De motorádio na mão, mal consegui dormi durante toda semana.
Ouvi de tudo, Barbosa Filho, Ivan Lima, resenhas e mais resenhas.
O domingo acordei com a vitrola de Scobar reiterando os hinos do leão:
"Hoje vai jogar o super time da ilha. O que é que tem o super time temmmmmmmmmmmmmmm".
Até que Arnaldo acabava de chegar com sua Belina, de imediato tratei de apressar meu pai na espera de que sobrasse uma vaguinha no carro.
Como o timbu tava fora da final, não correria o risco de sobrar, Seu Inácio não iria.
Seríamos eu, papai, Arnaldo, Mario Mortadela e Valter Gulu Gulu.
 Dois turnos eram nossos, e o elenco então, dava-se ao luxo de revezar Denô, Edson, Roberto Coração de Leão e Jorge Campos. A espinha dorsal trazia Merica e Givanildo, era só pagar a folha.
 Até chegar no estádio, o folclore dos debates no carro entre Valtinho e o resto - era o tempero pro clássico.
O saudoso Valter sempre na contramão lia o jogo errado, portava a teoria da conspiração e "Mondé" era a máxima.
Ozéas Gomes ,o homem do apito, de bate pronto Valtinho gritou :"Vai ter melhor de três".
Arnaldo ameaçou meia volta, deixando a gente no estádio, pois a paciência era pouca pro que estava por vir.
Passava as meninas e Valtinho no galanteio, até que, sorte nossa, uma rebateu :
"Te enxerga véi babão".
E era assim, sempre assim, sem tumultos, ganhasse ou perdesse, torcidas negando a Lei de Newton alcançando, no máximo, um indesejável banho de mijo.
Por sua vez, a violência não encontrava tempo, nem espaço, falava mais alto a magia, o folclore do futebol.
Amanhã, 30 anos depois, a história nos oferece mais um capítulo dessa rivalidade que é marca do povo pernambucano, quiçá do mundo, Sport x Santa, clássico das multidões.

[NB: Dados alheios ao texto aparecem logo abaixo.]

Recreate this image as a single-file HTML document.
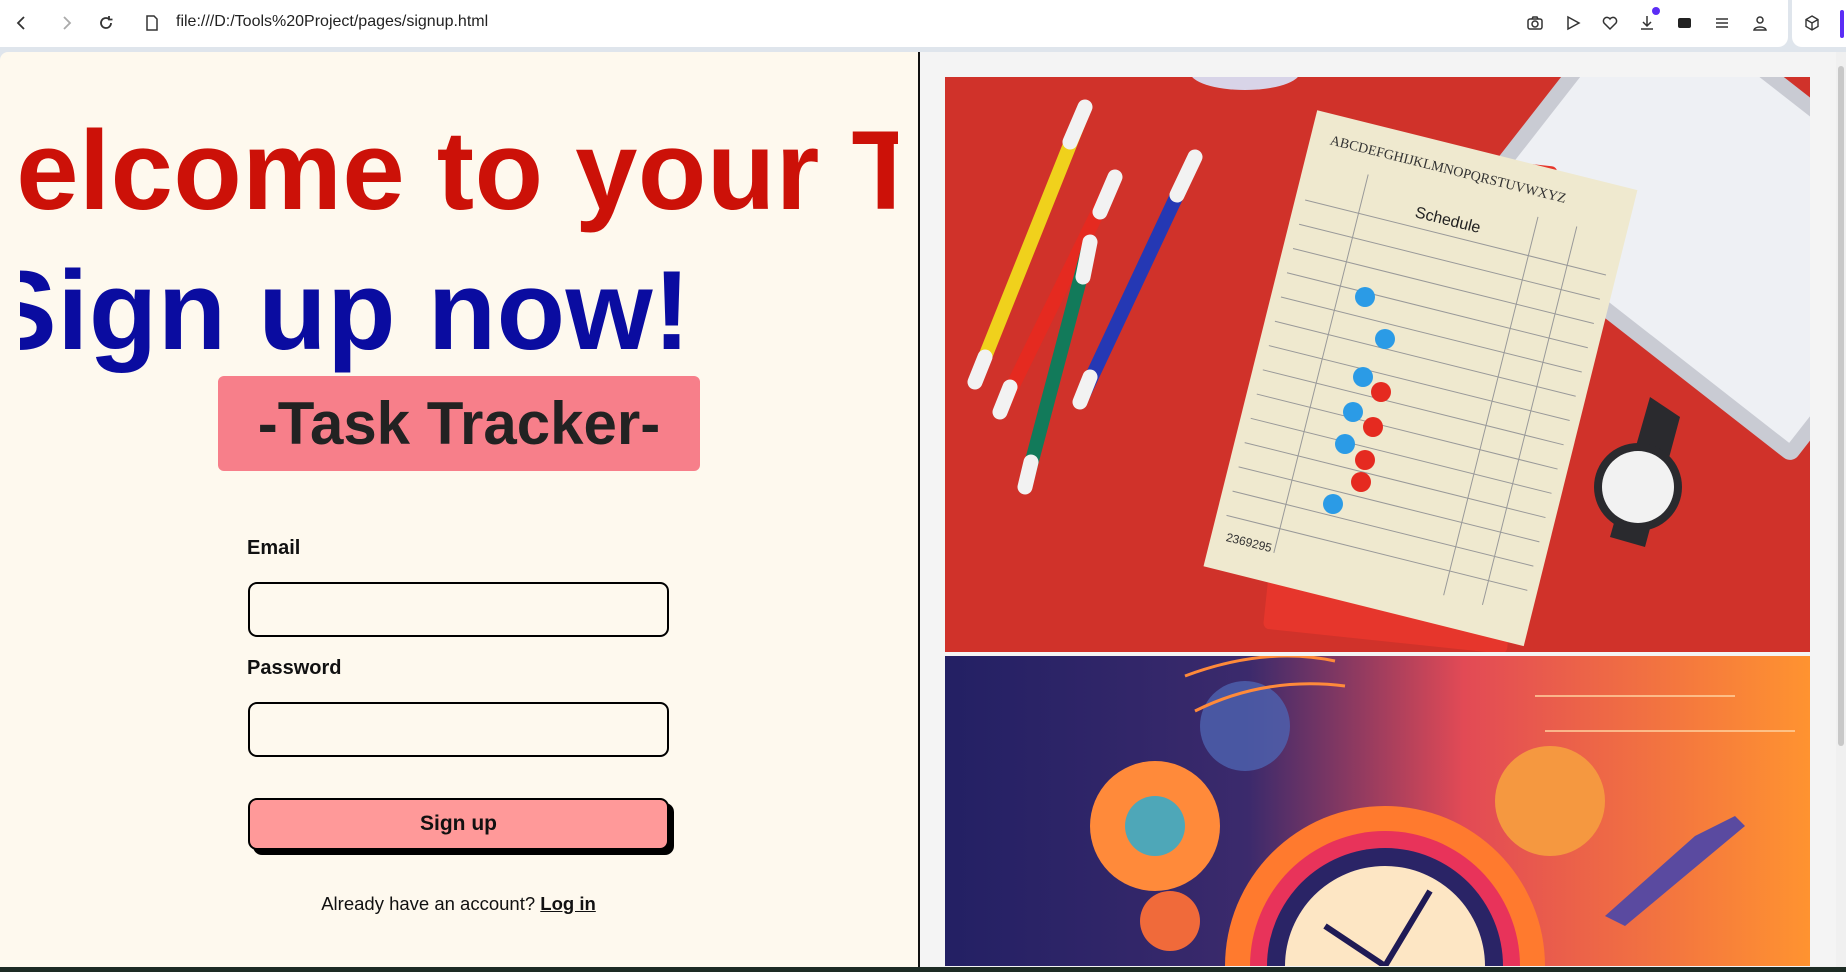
<!DOCTYPE html>
<html><head><meta charset="utf-8"><style>
*{margin:0;padding:0;box-sizing:border-box}
html,body{width:1846px;height:972px;overflow:hidden;background:#dfe5ec;font-family:"Liberation Sans",sans-serif}
.bar{position:absolute;left:0;top:0;width:1788px;height:47px;background:#fff;border-radius:0 0 10px 0}
.bar2{position:absolute;left:1792px;top:0;width:54px;height:47px;background:#fff;border-radius:0 0 0 10px}
.url{position:absolute;left:176px;top:13px;font-size:16px;color:#222}
.ic{position:absolute;top:14px;width:18px;height:18px}
.left{position:absolute;left:0;top:52px;width:918px;height:915px;background:#fef9ee;border-radius:8px 0 0 0}
.div{position:absolute;left:918px;top:52px;width:2px;height:915px;background:#111}
.right{position:absolute;left:920px;top:52px;width:916px;height:915px;background:#f4f4f4}
.sb{position:absolute;left:1836px;top:52px;width:10px;height:915px;background:#f0f0f0}
.clip{position:absolute;left:20px;top:100px;width:878px;height:280px;overflow:hidden}
.h1{position:absolute;white-space:nowrap;font-weight:bold;font-size:112px;letter-spacing:0.5px}
.tt{position:absolute;left:218px;top:376px;width:482px;height:95px;background:#f77f8a;border-radius:6px;font-size:60px;font-weight:bold;color:#222;text-align:center;line-height:95px}
.lbl{position:absolute;left:247px;font-size:20px;font-weight:bold;color:#111}
.in{position:absolute;left:248px;width:421px;height:55px;border:2.5px solid #000;border-radius:9px}
.btn{position:absolute;left:248px;top:798px;width:421px;height:52px;background:#ff9999;border:2.5px solid #000;border-radius:9px;box-shadow:5px 5px 0 #000;text-align:center;line-height:47px;font-size:21px;font-weight:bold;color:#111}
.al{position:absolute;left:248px;width:421px;top:893px;text-align:center;font-size:18.5px;color:#111}
.al u{font-weight:bold}
.bot{position:absolute;left:0;top:967px;width:1846px;height:5px;background:#1d2b24}
svg{display:block}
</style></head><body>
<div class="bar"></div><div class="bar2"></div>
<svg class="ic" style="left:13px" viewBox="0 0 18 18"><path d="M11 3 5 9l6 6" fill="none" stroke="#333" stroke-width="1.8"/></svg>
<svg class="ic" style="left:57px" viewBox="0 0 18 18"><path d="M7 3l6 6-6 6" fill="none" stroke="#aaa" stroke-width="1.8"/></svg>
<svg class="ic" style="left:97px" viewBox="0 0 18 18"><path d="M14 9a5 5 0 1 1-2-4M12 2v3.5h3.5" fill="none" stroke="#333" stroke-width="1.8"/></svg>
<svg class="ic" style="left:143px" viewBox="0 0 18 18"><path d="M4 2h7l3 3v11H4z" fill="none" stroke="#333" stroke-width="1.5"/></svg>
<div class="url">file:///D:/Tools%20Project/pages/signup.html</div>
<svg class="ic" style="left:1526px" viewBox="0 0 18 18"><rect x="2" y="5" width="14" height="10" rx="2" fill="none" stroke="#333" stroke-width="1.5"/><circle cx="9" cy="10" r="3" fill="none" stroke="#333" stroke-width="1.5"/><path d="M6 5l1-2h4l1 2" fill="none" stroke="#333" stroke-width="1.5"/></svg>
<svg class="ic" style="left:1564px" viewBox="0 0 18 18"><path d="M4 3l11 6-11 6z" fill="none" stroke="#333" stroke-width="1.5"/></svg>
<svg class="ic" style="left:1601px" viewBox="0 0 18 18"><path d="M9 15 3 9a3.5 3.5 0 0 1 6-4 3.5 3.5 0 0 1 6 4z" fill="none" stroke="#333" stroke-width="1.5"/></svg>
<svg class="ic" style="left:1638px" viewBox="0 0 18 18"><path d="M9 2v10M5 8l4 4 4-4M3 15h12" fill="none" stroke="#333" stroke-width="1.5"/></svg>
<div style="position:absolute;left:1652px;top:7px;width:8px;height:8px;border-radius:50%;background:#5b2df5"></div>
<svg class="ic" style="left:1676px" viewBox="0 0 18 18"><rect x="2" y="4" width="13" height="10" rx="2" fill="#222"/></svg>
<svg class="ic" style="left:1713px" viewBox="0 0 18 18"><path d="M3 5h12M3 9h12M3 13h12" stroke="#333" stroke-width="1.5"/></svg>
<svg class="ic" style="left:1751px" viewBox="0 0 18 18"><circle cx="9" cy="6" r="3" fill="none" stroke="#333" stroke-width="1.5"/><path d="M3 16c1-4 11-4 12 0z" fill="none" stroke="#333" stroke-width="1.5"/></svg>
<svg class="ic" style="left:1803px" viewBox="0 0 18 18"><path d="M9 2l6 3.5v7L9 16 3 12.5v-7zM3 5.5 9 9l6-3.5M9 9v7" fill="none" stroke="#333" stroke-width="1.4"/></svg>
<div style="position:absolute;left:1840px;top:10px;width:4px;height:28px;background:#5b2df5;border-radius:2px"></div>

<div class="left"></div>
<div class="clip">
 <div class="h1" style="left:-108px;top:6px;color:#cc1108">Welcome to your Task Tracker</div>
 <div class="h1" style="left:-38px;top:146px;color:#0a0ca0">Sign up now!</div>
</div>
<div class="tt">-Task Tracker-</div>
<div class="lbl" style="top:537px">Email</div>
<div class="in" style="top:582px"></div>
<div class="lbl" style="top:657px">Password</div>
<div class="in" style="top:702px"></div>
<div class="btn">Sign up</div>
<div class="al">Already have an account? <u>Log in</u></div>
<div class="div"></div>
<div class="right"></div>
<div class="sb"><div style="margin:14px 2px;width:6px;height:680px;background:#c8c8c8;border-radius:3px"></div></div>

<svg style="position:absolute;left:945px;top:77px;overflow:hidden" width="865" height="575" viewBox="0 0 865 575">
<rect width="865" height="575" fill="#d0322a"/>
<g transform="rotate(38 700 120)"><rect x="560" y="-60" width="420" height="300" rx="10" fill="#c9cbd3"/><rect x="575" y="-45" width="390" height="270" fill="#eef0f4"/></g>
<rect x="345" y="75" width="245" height="490" rx="6" fill="#e6362c" transform="rotate(6 460 300)"/>
<g transform="rotate(14 450 300)"><rect x="310" y="60" width="330" height="470" fill="#efe9cf"/>
<text x="330" y="90" font-size="14" font-family="Liberation Serif" fill="#333">ABCDEFGHIJKLMNOPQRSTUVWXYZ</text>
<text x="430" y="140" font-size="16" fill="#222">Schedule</text>
<g stroke="#999" stroke-width="1"><path d="M320 150h310M320 175h310M320 200h310M320 225h310M320 250h310M320 275h310M320 300h310M320 325h310M320 350h310M320 375h310M320 400h310M320 425h310M320 450h310M320 475h310M375 110v390M550 110v390M590 110v390"/></g>
<text x="325" y="500" font-size="12" fill="#333">2369295</text></g>
<g fill="#2b9be6"><circle cx="420" cy="220" r="10"/><circle cx="440" cy="262" r="10"/><circle cx="418" cy="300" r="10"/><circle cx="408" cy="335" r="10"/><circle cx="400" cy="367" r="10"/><circle cx="388" cy="427" r="10"/></g>
<g fill="#e52a20"><circle cx="436" cy="315" r="10"/><circle cx="428" cy="350" r="10"/><circle cx="420" cy="383" r="10"/><circle cx="416" cy="405" r="10"/></g>
<g stroke-linecap="round"><path d="M140 30 30 305" stroke="#f0d11c" stroke-width="14"/><path d="M170 100 55 335" stroke="#e52a20" stroke-width="14"/><path d="M250 80 135 325" stroke="#2538b4" stroke-width="14"/><path d="M145 165 80 410" stroke="#127a5a" stroke-width="14"/>
<path d="M140 30 125 65M170 100 155 135M250 80 232 118M145 165 138 200M30 305 40 280M55 335 65 310M135 325 145 300M80 410 86 385" stroke="#f2f2f2" stroke-width="15"/></g>
<path d="M705 320 735 340 700 470 665 460z" fill="#2a2a2e"/><circle cx="693" cy="410" r="44" fill="#2a2a2e"/><circle cx="693" cy="410" r="36" fill="#f2f2f2"/>
<ellipse cx="300" cy="-5" rx="55" ry="18" fill="#d8d4e8"/>
</svg>

<svg style="position:absolute;left:945px;top:656px;overflow:hidden" width="865" height="310" viewBox="0 0 865 310">
<defs><linearGradient id="g" x1="0" x2="1"><stop offset="0" stop-color="#232064"/><stop offset=".35" stop-color="#3b2a6c"/><stop offset=".6" stop-color="#e24a55"/><stop offset="1" stop-color="#ff9330"/></linearGradient></defs>
<rect width="865" height="310" fill="url(#g)"/>
<circle cx="210" cy="170" r="65" fill="#ff8a3a"/><circle cx="210" cy="170" r="30" fill="#4ea7b8"/>
<circle cx="300" cy="70" r="45" fill="#4e63b0" opacity=".8"/>
<circle cx="605" cy="145" r="55" fill="#f59840"/>
<circle cx="440" cy="310" r="160" fill="#ff7a2e"/><circle cx="440" cy="310" r="135" fill="#e8335a"/><circle cx="440" cy="310" r="118" fill="#2a2466"/><circle cx="440" cy="310" r="100" fill="#fde6c4"/>
<path d="M440 310 380 270M440 310 485 235" stroke="#1f1a55" stroke-width="6"/>
<circle cx="225" cy="265" r="30" fill="#f06a3a"/>
<path d="M240 20q80-30 150-15M250 55q70-35 150-25" stroke="#ff8a3a" stroke-width="3" fill="none"/>
<path d="M590 40h200M600 75h250" stroke="#ffd2a0" stroke-width="1.5"/>
<path d="M750 180 790 160 800 170 680 270 660 260z" fill="#5a4aa0"/>
</svg>
<div class="bot"></div>
</body></html>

Afinal, é da junção dos nossos que se forma o atlântico.
Por aqui foi que o mundo começou.
No entanto, assim como na foto que ilustra esse texto, trazendo a figura de um dos maiores e melhores homens da história desse desporto, o insubstituível Doutor Sócrates, o futebol, assim como
o homem do calcanhar, no contexto da foto, respira por aparelhos.
Revisitando meu endereço nas redes, pude observar que armazeno minha preocupação há quase uma década, a despeito da forma como o futebol nas praças esportivas, nos bares, nas redes sociais vem sendo apropriado.
Refino a mesma fala recorrendo insistentemente a Nelson Rodrigues, quando ressaltava sobre a sua importância entre as coisas desimportantes.
Como nunca antes, é preciso que atentemos para o risco de se comprometer um legado, uma amizade, um ciclo de intenções que não merecem intervenções pela inobservância ética dos gestos fratricidas.
O futebol respira por aparelhos - e cada vez mais reconhecido como business, fica a mercê da mercancia, da cultura do aviamento, - impedindo que gerações consolidadas através de suas conjecturas, sintam-se obrigadas a não mais levar seus filhos pros estádios, tão pouco devotarem sua fé aos domingos ou ir a um supermercado, sob o risco de ver suas vidas e de seus entes queridos ceifadas pelo estado de insolvência do desporto.
Amanhã, se perdermos o jogo que preservemos nossas vidas. E se ganharmos o jogo, que não percamos o sentido da vida, forjado pela sandice histriônica dos que não prestam deferência a gênese do futebol.